┌────────
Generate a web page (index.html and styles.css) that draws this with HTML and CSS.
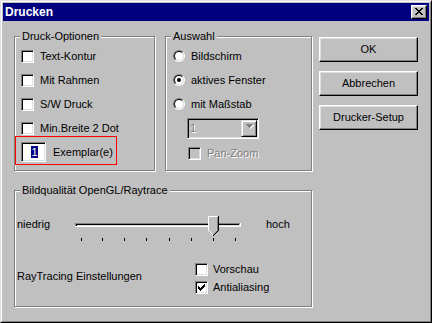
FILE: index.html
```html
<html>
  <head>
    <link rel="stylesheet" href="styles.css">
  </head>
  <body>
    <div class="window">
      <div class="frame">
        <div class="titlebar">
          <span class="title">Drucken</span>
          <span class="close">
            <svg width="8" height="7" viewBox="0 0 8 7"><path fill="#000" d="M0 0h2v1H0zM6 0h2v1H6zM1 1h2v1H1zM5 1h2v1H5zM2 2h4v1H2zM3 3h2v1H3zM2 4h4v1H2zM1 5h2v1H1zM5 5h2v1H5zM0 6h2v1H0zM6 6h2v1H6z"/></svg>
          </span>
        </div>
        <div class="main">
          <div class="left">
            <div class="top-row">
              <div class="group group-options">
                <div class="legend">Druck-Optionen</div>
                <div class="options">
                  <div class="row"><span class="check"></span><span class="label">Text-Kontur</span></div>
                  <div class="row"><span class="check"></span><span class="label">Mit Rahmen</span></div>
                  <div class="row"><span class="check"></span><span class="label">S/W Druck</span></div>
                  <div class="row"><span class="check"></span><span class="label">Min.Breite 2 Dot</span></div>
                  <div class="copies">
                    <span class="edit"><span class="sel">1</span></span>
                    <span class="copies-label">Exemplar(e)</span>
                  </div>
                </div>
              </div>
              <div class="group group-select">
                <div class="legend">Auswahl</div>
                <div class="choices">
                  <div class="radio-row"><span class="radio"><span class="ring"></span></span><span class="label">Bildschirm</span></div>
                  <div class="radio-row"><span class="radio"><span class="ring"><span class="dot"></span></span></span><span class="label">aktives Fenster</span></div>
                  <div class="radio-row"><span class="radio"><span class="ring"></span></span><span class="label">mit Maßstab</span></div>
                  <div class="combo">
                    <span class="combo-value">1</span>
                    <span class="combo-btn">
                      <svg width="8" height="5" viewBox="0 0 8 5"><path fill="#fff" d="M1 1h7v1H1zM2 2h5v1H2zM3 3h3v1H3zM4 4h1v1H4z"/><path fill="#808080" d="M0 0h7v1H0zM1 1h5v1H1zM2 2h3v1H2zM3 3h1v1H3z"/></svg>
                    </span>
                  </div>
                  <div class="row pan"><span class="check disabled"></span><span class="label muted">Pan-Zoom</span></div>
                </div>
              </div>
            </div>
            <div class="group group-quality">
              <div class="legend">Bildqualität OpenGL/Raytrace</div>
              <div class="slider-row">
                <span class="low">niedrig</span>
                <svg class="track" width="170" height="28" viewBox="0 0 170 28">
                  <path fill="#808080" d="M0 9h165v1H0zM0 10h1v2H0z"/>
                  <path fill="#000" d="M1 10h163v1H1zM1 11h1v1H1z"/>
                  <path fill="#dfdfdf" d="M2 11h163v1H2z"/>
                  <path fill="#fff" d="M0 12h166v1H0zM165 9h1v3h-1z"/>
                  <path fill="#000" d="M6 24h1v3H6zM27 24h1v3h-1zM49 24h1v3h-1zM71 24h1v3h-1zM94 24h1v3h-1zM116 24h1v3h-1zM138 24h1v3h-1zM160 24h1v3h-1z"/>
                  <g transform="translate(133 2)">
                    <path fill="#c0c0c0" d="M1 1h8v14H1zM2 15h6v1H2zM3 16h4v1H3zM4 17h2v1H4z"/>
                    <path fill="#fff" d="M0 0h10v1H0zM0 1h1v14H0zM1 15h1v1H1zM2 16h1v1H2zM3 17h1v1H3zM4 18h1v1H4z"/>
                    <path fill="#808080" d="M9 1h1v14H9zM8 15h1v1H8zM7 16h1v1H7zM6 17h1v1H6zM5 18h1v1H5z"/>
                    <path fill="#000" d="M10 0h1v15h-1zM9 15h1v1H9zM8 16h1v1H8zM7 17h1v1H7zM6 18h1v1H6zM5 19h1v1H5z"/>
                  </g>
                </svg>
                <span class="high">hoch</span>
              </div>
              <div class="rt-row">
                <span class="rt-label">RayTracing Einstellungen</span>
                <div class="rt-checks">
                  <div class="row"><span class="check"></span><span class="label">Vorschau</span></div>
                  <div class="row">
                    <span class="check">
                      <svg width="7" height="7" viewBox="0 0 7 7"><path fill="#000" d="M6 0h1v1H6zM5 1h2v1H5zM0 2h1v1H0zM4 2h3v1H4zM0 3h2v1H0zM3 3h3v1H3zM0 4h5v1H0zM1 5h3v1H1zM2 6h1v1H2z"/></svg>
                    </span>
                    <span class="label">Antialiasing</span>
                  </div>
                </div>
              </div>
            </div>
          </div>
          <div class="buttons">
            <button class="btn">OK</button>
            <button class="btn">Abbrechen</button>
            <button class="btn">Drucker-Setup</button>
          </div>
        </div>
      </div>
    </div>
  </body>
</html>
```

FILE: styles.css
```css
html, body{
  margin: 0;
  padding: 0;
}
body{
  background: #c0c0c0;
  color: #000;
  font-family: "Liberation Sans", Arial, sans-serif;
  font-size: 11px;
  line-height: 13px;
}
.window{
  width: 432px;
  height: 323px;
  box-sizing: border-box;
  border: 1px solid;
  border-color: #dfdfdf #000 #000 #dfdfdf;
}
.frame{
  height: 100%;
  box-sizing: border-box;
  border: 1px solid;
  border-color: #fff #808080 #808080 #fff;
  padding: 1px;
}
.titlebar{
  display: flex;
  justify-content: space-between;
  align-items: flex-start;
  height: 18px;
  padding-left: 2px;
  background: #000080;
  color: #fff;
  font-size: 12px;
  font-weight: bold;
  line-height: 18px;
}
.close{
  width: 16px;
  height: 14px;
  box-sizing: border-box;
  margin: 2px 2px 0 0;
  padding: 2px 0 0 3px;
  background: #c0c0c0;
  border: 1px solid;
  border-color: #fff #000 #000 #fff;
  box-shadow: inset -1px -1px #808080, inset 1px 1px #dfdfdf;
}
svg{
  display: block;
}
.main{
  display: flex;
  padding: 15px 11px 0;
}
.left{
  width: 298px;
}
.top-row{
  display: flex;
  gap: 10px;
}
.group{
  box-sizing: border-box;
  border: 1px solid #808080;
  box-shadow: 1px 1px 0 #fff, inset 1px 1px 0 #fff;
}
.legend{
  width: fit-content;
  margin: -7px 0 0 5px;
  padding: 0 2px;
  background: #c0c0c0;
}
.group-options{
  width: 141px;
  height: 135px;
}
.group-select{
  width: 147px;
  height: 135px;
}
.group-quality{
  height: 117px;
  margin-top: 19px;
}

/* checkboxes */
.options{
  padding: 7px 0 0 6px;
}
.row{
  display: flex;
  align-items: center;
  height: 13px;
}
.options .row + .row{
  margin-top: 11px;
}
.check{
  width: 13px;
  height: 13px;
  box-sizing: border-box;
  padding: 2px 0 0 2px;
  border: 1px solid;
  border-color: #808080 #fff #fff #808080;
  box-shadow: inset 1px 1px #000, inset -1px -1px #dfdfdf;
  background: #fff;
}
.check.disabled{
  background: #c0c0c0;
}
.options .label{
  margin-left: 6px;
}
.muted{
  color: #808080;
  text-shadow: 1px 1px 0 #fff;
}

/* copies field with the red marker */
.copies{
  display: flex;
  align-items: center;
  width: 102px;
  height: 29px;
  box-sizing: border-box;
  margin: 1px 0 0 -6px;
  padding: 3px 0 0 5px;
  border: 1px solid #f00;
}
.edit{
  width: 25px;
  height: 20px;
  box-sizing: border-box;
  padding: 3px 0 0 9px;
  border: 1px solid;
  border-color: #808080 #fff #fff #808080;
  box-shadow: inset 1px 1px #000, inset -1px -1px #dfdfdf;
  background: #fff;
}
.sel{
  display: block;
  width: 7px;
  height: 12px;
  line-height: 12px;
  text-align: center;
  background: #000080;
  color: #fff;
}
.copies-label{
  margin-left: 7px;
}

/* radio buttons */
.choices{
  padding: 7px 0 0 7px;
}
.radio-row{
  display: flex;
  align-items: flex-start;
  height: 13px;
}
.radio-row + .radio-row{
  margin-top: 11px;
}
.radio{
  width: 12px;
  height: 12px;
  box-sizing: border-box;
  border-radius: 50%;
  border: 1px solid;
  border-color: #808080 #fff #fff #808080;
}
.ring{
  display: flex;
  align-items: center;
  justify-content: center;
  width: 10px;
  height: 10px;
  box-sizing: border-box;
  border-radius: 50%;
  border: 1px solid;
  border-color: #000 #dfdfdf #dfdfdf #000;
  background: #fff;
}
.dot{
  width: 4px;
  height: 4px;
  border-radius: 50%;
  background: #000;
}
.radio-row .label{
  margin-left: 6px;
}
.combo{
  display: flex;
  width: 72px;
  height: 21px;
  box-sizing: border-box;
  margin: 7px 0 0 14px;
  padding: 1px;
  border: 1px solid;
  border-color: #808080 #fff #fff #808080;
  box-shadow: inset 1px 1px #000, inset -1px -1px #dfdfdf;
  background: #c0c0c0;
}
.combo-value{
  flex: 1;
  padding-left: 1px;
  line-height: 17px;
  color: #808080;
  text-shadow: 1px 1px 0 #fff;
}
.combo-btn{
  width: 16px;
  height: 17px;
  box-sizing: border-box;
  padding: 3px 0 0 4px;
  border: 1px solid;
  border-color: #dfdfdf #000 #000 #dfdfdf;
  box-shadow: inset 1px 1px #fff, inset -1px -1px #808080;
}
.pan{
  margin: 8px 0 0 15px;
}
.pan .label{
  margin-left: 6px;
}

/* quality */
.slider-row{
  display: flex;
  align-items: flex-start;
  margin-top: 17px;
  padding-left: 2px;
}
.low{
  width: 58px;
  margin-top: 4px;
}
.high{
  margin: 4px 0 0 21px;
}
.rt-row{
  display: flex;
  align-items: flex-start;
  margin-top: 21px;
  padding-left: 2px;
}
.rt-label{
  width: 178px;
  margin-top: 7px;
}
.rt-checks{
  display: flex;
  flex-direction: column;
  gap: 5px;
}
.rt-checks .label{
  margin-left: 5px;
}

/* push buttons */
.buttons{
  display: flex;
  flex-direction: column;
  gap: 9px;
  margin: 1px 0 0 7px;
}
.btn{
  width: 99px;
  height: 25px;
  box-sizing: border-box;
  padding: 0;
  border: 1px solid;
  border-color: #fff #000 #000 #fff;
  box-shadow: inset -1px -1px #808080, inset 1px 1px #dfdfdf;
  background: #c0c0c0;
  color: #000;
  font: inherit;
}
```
└────────
• _Given instruction_
Copy every line of the listing that includes the string "index".

• _Task answer_
Generate a web page (index.html and styles.css) that draws this with HTML and CSS.
FILE: index.html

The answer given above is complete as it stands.